## Information supplied
────────────────────

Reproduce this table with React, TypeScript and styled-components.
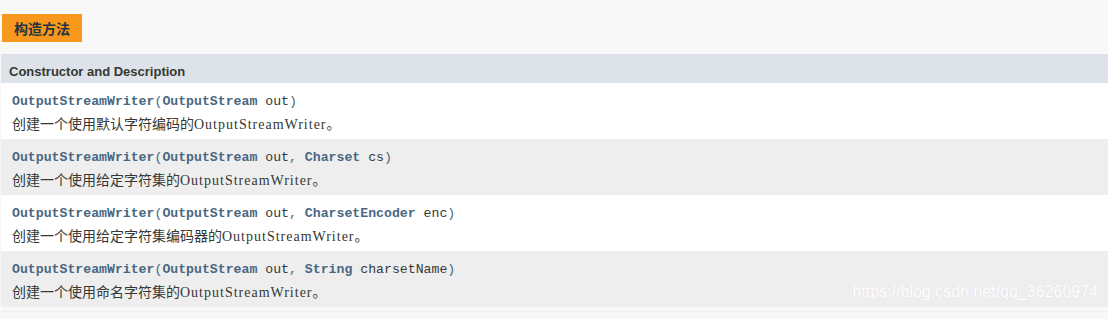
import React from "react";
import styled, { createGlobalStyle } from "styled-components";

const Global = createGlobalStyle`
  html, body { margin: 0; padding: 0; background: #f8f8f8; }
  body { width: 1108px; height: 319px; overflow: hidden; }
`;

const Page = styled.div`
  position: relative;
  padding-top: 14px;
  background: #f8f8f8;
  height: 319px;
  box-sizing: border-box;
`;

const Caption = styled.div`
  display: inline-flex;
  align-items: center;
  height: 28px;
  margin-left: 2px;
  padding: 0 12px;
  background: #f8981d;
  color: #253441;
  font: bold 14px "Liberation Sans", "Noto Sans CJK SC", sans-serif;
`;

const Table = styled.div`
  margin: 12px 0 0 1px;
  border-bottom: 1px solid #eeeeef;
  padding-bottom: 4px;
`;

const Header = styled.div`
  height: 29px;
  display: flex;
  align-items: center;
  padding: 6px 0 0 8px;
  background: #dee3e9;
  color: #353833;
  font: bold 13px "Liberation Sans", Arial, sans-serif;
  box-sizing: border-box;
`;

const Row = styled.div<{ $alt: boolean }>`
  height: 56px;
  box-sizing: border-box;
  padding: 11px 0 0 11px;
  background: ${(p) => (p.$alt ? "#eeeeef" : "#ffffff")};
`;

const Code = styled.div`
  font: 13.2px "Liberation Mono", "Courier New", monospace;
  color: #4a6782;
  line-height: 16px;
  white-space: pre;
`;

const Link = styled.b`
  color: #4a6782;
  font-weight: bold;
`;

const Param = styled.span`
  color: #353833;
`;

const Desc = styled.div`
  margin-top: 6px;
  font: 14px "Liberation Serif", "Noto Sans CJK SC", serif;
  color: #353833;
  line-height: 18px;
`;

const Latin = styled.span`
  letter-spacing: 1px;
`;

const Watermark = styled.div`
  position: absolute;
  right: 10px;
  top: 283px;
  font: 16px "Liberation Sans", Arial, sans-serif;
  color: #ffffff;
  text-shadow: 0 0 1px rgba(0, 0, 0, 0.1);
`;

type P = { type: string; name: string };
const rows: { params: P[]; desc: string }[] = [
  { params: [{ type: "OutputStream", name: "out" }], desc: "创建一个使用默认字符编码的" },
  {
    params: [
      { type: "OutputStream", name: "out" },
      { type: "Charset", name: "cs" },
    ],
    desc: "创建一个使用给定字符集的",
  },
  {
    params: [
      { type: "OutputStream", name: "out" },
      { type: "CharsetEncoder", name: "enc" },
    ],
    desc: "创建一个使用给定字符集编码器的",
  },
  {
    params: [
      { type: "OutputStream", name: "out" },
      { type: "String", name: "charsetName" },
    ],
    desc: "创建一个使用命名字符集的",
  },
];

export default function App() {
  return (
    <>
      <Global />
      <Page>
        <Caption>构造方法</Caption>
        <Table>
          <Header>Constructor and Description</Header>
          {rows.map((r, i) => (
            <Row key={i} $alt={i % 2 === 1}>
              <Code>
                <Link>OutputStreamWriter</Link>(
                {r.params.map((p, j) => (
                  <React.Fragment key={j}>
                    {j > 0 ? ", " : ""}
                    <Link>{p.type}</Link>
                    <Param> {p.name}</Param>
                  </React.Fragment>
                ))}
                )
              </Code>
              <Desc>
                {r.desc}
                <Latin>OutputStreamWriter</Latin>。
              </Desc>
            </Row>
          ))}
        </Table>
        <Watermark>https://blog.csdn.net/qq_36260974</Watermark>
      </Page>
    </>
  );
}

────────────────────

## Short exercise
Reproduce the listing above exactly, excluding all pictures.

## Task output
Reproduce this table with React, TypeScript and styled-components.
import React from "react";
import styled, { createGlobalStyle } from "styled-components";

const Global = createGlobalStyle`
  html, body { margin: 0; padding: 0; background: #f8f8f8; }
  body { width: 1108px; height: 319px; overflow: hidden; }
`;

const Page = styled.div`
  position: relative;
  padding-top: 14px;
  background: #f8f8f8;
  height: 319px;
  box-sizing: border-box;
`;

const Caption = styled.div`
  display: inline-flex;
  align-items: center;
  height: 28px;
  margin-left: 2px;
  padding: 0 12px;
  background: #f8981d;
  color: #253441;
  font: bold 14px "Liberation Sans", "Noto Sans CJK SC", sans-serif;
`;

const Table = styled.div`
  margin: 12px 0 0 1px;
  border-bottom: 1px solid #eeeeef;
  padding-bottom: 4px;
`;

const Header = styled.div`
  height: 29px;
  display: flex;
  align-items: center;
  padding: 6px 0 0 8px;
  background: #dee3e9;
  color: #353833;
  font: bold 13px "Liberation Sans", Arial, sans-serif;
  box-sizing: border-box;
`;

const Row = styled.div<{ $alt: boolean }>`
  height: 56px;
  box-sizing: border-box;
  padding: 11px 0 0 11px;
  background: ${(p) => (p.$alt ? "#eeeeef" : "#ffffff")};
`;

const Code = styled.div`
  font: 13.2px "Liberation Mono", "Courier New", monospace;
  color: #4a6782;
  line-height: 16px;
  white-space: pre;
`;

const Link = styled.b`
  color: #4a6782;
  font-weight: bold;
`;

const Param = styled.span`
  color: #353833;
`;

const Desc = styled.div`
  margin-top: 6px;
  font: 14px "Liberation Serif", "Noto Sans CJK SC", serif;
  color: #353833;
  line-height: 18px;
`;

const Latin = styled.span`
  letter-spacing: 1px;
`;

const Watermark = styled.div`
  position: absolute;
  right: 10px;
  top: 283px;
  font: 16px "Liberation Sans", Arial, sans-serif;
  color: #ffffff;
  text-shadow: 0 0 1px rgba(0, 0, 0, 0.1);
`;

type P = { type: string; name: string };
const rows: { params: P[]; desc: string }[] = [
  { params: [{ type: "OutputStream", name: "out" }], desc: "创建一个使用默认字符编码的" },
  {
    params: [
      { type: "OutputStream", name: "out" },
      { type: "Charset", name: "cs" },
    ],
    desc: "创建一个使用给定字符集的",
  },
  {
    params: [
      { type: "OutputStream", name: "out" },
      { type: "CharsetEncoder", name: "enc" },
    ],
    desc: "创建一个使用给定字符集编码器的",
  },
  {
    params: [
      { type: "OutputStream", name: "out" },
      { type: "String", name: "charsetName" },
    ],
    desc: "创建一个使用命名字符集的",
  },
];

export default function App() {
  return (
    <>
      <Global />
      <Page>
        <Caption>构造方法</Caption>
        <Table>
          <Header>Constructor and Description</Header>
          {rows.map((r, i) => (
            <Row key={i} $alt={i % 2 === 1}>
              <Code>
                <Link>OutputStreamWriter</Link>(
                {r.params.map((p, j) => (
                  <React.Fragment key={j}>
                    {j > 0 ? ", " : ""}
                    <Link>{p.type}</Link>
                    <Param> {p.name}</Param>
                  </React.Fragment>
                ))}
                )
              </Code>
              <Desc>
                {r.desc}
                <Latin>OutputStreamWriter</Latin>。
              </Desc>
            </Row>
          ))}
        </Table>
        <Watermark>https://blog.csdn.net/qq_36260974</Watermark>
      </Page>
    </>
  );
}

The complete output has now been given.